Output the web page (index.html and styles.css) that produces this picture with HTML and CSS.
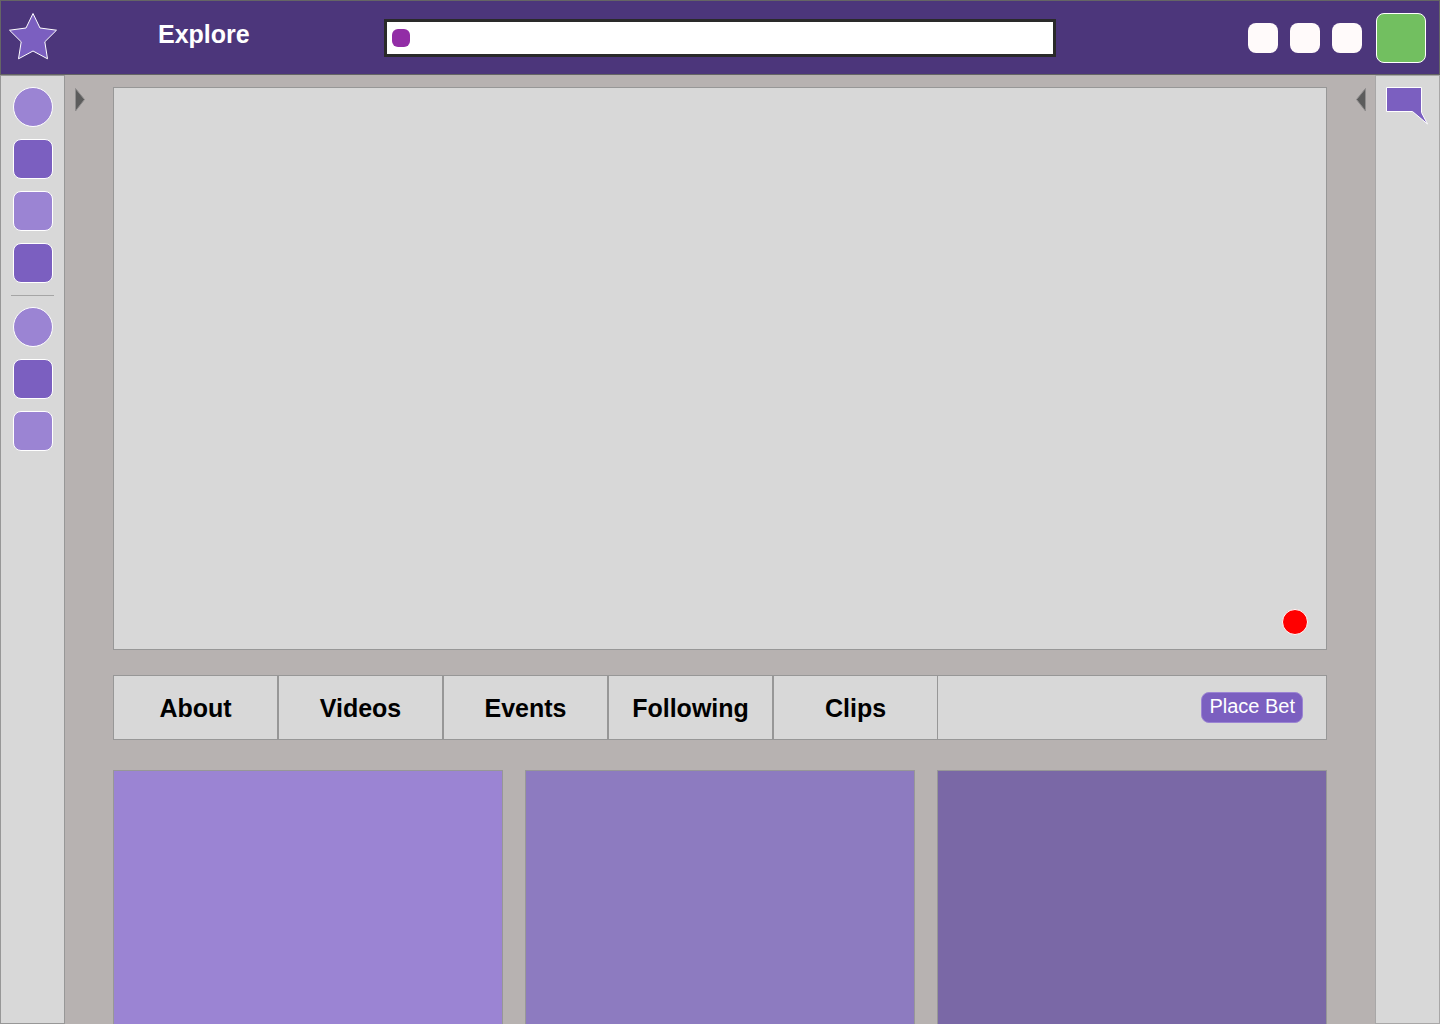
FILE: index.html
```html
<!DOCTYPE html>
<html lang="en">
<head>
  <meta charset="utf-8">
  <meta name="viewport" content="width=device-width, initial-scale=1">
  <title>Channel</title>
  <link rel="stylesheet" href="styles.css">
</head>
<body>
  <header class="topbar">
    <div class="topbar-start">
      <a class="logo" href="#" aria-label="Home">
        <svg width="50" height="50" viewBox="0 0 50 50" aria-hidden="true">
          <path d="M25 .5 32 15 48.5 17.2 36.8 28.8 39.5 45.8 25 38 10.500 45.800 13.200 28.800 1.500 17.200 18 15Z" fill="#7b5fc0" stroke="#fff" stroke-width="1"/>
        </svg>
      </a>
      <a class="explore" href="#">Explore</a>
    </div>
    <form class="search" role="search">
      <button class="search-button" type="submit" aria-label="Search"></button>
      <input class="search-input" type="text" aria-label="Search channels">
    </form>
    <div class="topbar-end">
      <div class="actions">
        <button class="action" type="button" aria-label="Notifications"></button>
        <button class="action" type="button" aria-label="Messages"></button>
        <button class="action" type="button" aria-label="Settings"></button>
      </div>
      <button class="avatar" type="button" aria-label="Account"></button>
    </div>
  </header>

  <div class="shell">
    <nav class="rail" aria-label="Channels">
      <div class="rail-group">
        <a class="tile tile-round" href="#" aria-label="Followed channels"></a>
        <a class="tile tile-dark" href="#" aria-label="Followed channel 1"></a>
        <a class="tile" href="#" aria-label="Followed channel 2"></a>
        <a class="tile tile-dark" href="#" aria-label="Followed channel 3"></a>
      </div>
      <div class="rail-group">
        <a class="tile tile-round" href="#" aria-label="Suggested channels"></a>
        <a class="tile tile-dark" href="#" aria-label="Suggested channel 1"></a>
        <a class="tile" href="#" aria-label="Suggested channel 2"></a>
      </div>
    </nav>

    <main class="main">
      <button class="toggle" type="button" aria-label="Expand channels">
        <svg width="12" height="26" viewBox="0 0 12 26" aria-hidden="true">
          <path d="M1.500 1.500 10.500 12.500 1.500 24Z" fill="#5c5c5c" stroke="#8f8d8d" stroke-width="1"/>
        </svg>
      </button>
      <div class="content">
        <section class="player" aria-label="Stream">
          <button class="live" type="button" aria-label="Live"></button>
        </section>
        <div class="tabs">
          <nav class="tab-list" aria-label="Channel sections">
            <a class="tab" href="#">About</a>
            <a class="tab" href="#">Videos</a>
            <a class="tab" href="#">Events</a>
            <a class="tab" href="#">Following</a>
            <a class="tab" href="#">Clips</a>
          </nav>
          <div class="tab-actions">
            <button class="bet" type="button">Place Bet</button>
          </div>
        </div>
        <section class="cards" aria-label="Highlights">
          <article class="card card-light"></article>
          <article class="card card-mid"></article>
          <article class="card card-deep"></article>
        </section>
      </div>
      <button class="toggle" type="button" aria-label="Expand chat">
        <svg width="12" height="26" viewBox="0 0 12 26" aria-hidden="true">
          <path d="M10.500 1.500 1.500 12.500 10.500 24Z" fill="#5c5c5c" stroke="#8f8d8d" stroke-width="1"/>
        </svg>
      </button>
    </main>

    <aside class="rail rail-end" aria-label="Chat">
      <button class="chat" type="button" aria-label="Open chat">
        <svg width="43" height="39" viewBox="0 0 43 39" aria-hidden="true">
          <path d="M.5.5H35.500V25.500L41.500 37 26.500 24.500H.5Z" fill="#7b5fc0" stroke="#fff" stroke-width="1"/>
        </svg>
      </button>
    </aside>
  </div>
</body>
</html>
```
FILE: styles.css
```css
:root {
  --violet: #7b5fc0;
  --lilac: #9b84d3;
  --panel: #d8d8d8;
  --line: #979797;
}

*,
*::before,
*::after {
  box-sizing: border-box;
}

body {
  margin: 0;
  min-height: 100vh;
  display: flex;
  flex-direction: column;
  background: #b7b2b1;
  color: #000;
  font-family: "Liberation Sans", Arial, sans-serif;
}

a {
  color: inherit;
  text-decoration: none;
}

button {
  margin: 0;
  padding: 0;
  border: 0;
  background: none;
  font: inherit;
  cursor: pointer;
}

svg {
  display: block;
}

/* Top bar */
.topbar {
  display: grid;
  grid-template-columns: 1fr minmax(0, 672px) 1fr;
  align-items: center;
  padding: 12px 0 11px;
  border: 1px solid #656565;
  background: #4c367b;
}

.topbar-start {
  display: flex;
  align-items: center;
  gap: 100px;
  padding-left: 7px;
}

.explore {
  padding-bottom: 8px;
  color: #fff;
  font-size: 25px;
  font-weight: bold;
  line-height: 28px;
}

.search {
  display: flex;
  align-items: center;
  gap: 6px;
  height: 38px;
  padding: 0 5px;
  border: 3px solid #2a2a2a;
  background: #fff;
}

.search-button {
  flex: none;
  width: 18px;
  height: 18px;
  border-radius: 6px;
  background: #922da6;
}

.search-input {
  flex: 1;
  min-width: 0;
  height: 28px;
  padding: 0;
  border: 0;
  outline: 0;
  background: transparent;
  font: inherit;
  font-size: 20px;
}

.topbar-end {
  display: flex;
  align-items: center;
  justify-content: flex-end;
  gap: 14px;
  padding-right: 13px;
}

.actions {
  display: flex;
  gap: 12px;
}

.action {
  width: 30px;
  height: 30px;
  border-radius: 8px;
  background: #fffafa;
}

.avatar {
  width: 50px;
  height: 50px;
  border: 1px solid #fff;
  border-radius: 8px;
  background: #72bf60;
}

/* Page body */
.shell {
  flex: 1;
  display: flex;
}

.rail {
  flex: none;
  width: 65px;
  padding: 11px 10px;
  border: 1px solid var(--line);
  background: var(--panel);
}

.rail-end {
  border-color: #a8a7a7;
}

.rail-group {
  display: flex;
  flex-direction: column;
  gap: 12px;
  padding-left: 2px;
}

.rail-group + .rail-group {
  margin-top: 12px;
  padding-top: 11px;
  border-top: 1px solid #a5a5a5;
}

.tile {
  width: 40px;
  height: 40px;
  border: 1px solid #fff;
  border-radius: 8px;
  background: var(--lilac);
}

.tile-dark {
  background: var(--violet);
}

.tile-round {
  border-radius: 50%;
}

.main {
  flex: 1;
  min-width: 0;
  display: flex;
  align-items: flex-start;
  padding-top: 12px;
}

.toggle {
  flex: none;
  width: 48px;
  padding: 0 9px;
}

.toggle:last-child svg {
  margin-left: auto;
}

.toggle:last-child {
  padding-right: 8px;
}

.content {
  flex: 1;
  min-width: 0;
  align-self: stretch;
  display: flex;
  flex-direction: column;
}

.player {
  position: relative;
  aspect-ratio: 1214 / 563;
  border: 1px solid var(--line);
  background: var(--panel);
}

.live {
  position: absolute;
  right: 18px;
  bottom: 14px;
  width: 26px;
  height: 26px;
  border: 1px solid #fff;
  border-radius: 50%;
  background: #f00;
}

.tabs {
  display: flex;
  margin-top: 25px;
  background: var(--panel);
}

.tab-list {
  display: flex;
}

.tab {
  width: 165px;
  padding: 18px 0 17px;
  border: 1px solid var(--line);
  font-size: 25px;
  font-weight: bold;
  line-height: 28px;
  text-align: center;
}

.tab-actions {
  flex: 1;
  display: flex;
  align-items: center;
  justify-content: flex-end;
  padding-right: 23px;
  border: 1px solid var(--line);
  border-left: 0;
}

.bet {
  padding: 2px 7px 4px;
  border: 1px solid var(--lilac);
  border-radius: 8px;
  background: var(--violet);
  color: #fff;
  font-size: 20px;
  line-height: 23px;
}

.cards {
  flex: 1;
  display: grid;
  grid-template-columns: repeat(3, 1fr);
  gap: 22px;
  margin-top: 30px;
}

.card {
  min-height: 200px;
  border: 1px solid var(--line);
  border-bottom: 0;
}

.card-light {
  background: var(--lilac);
}

.card-mid {
  background: #8d7bc0;
}

.card-deep {
  background: #7a68a6;
}
```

----

**Task brief:** Find each line holding the word "index" and copy it.

**Exercise result:**
Output the web page (index.html and styles.css) that produces this picture with HTML and CSS.
FILE: index.html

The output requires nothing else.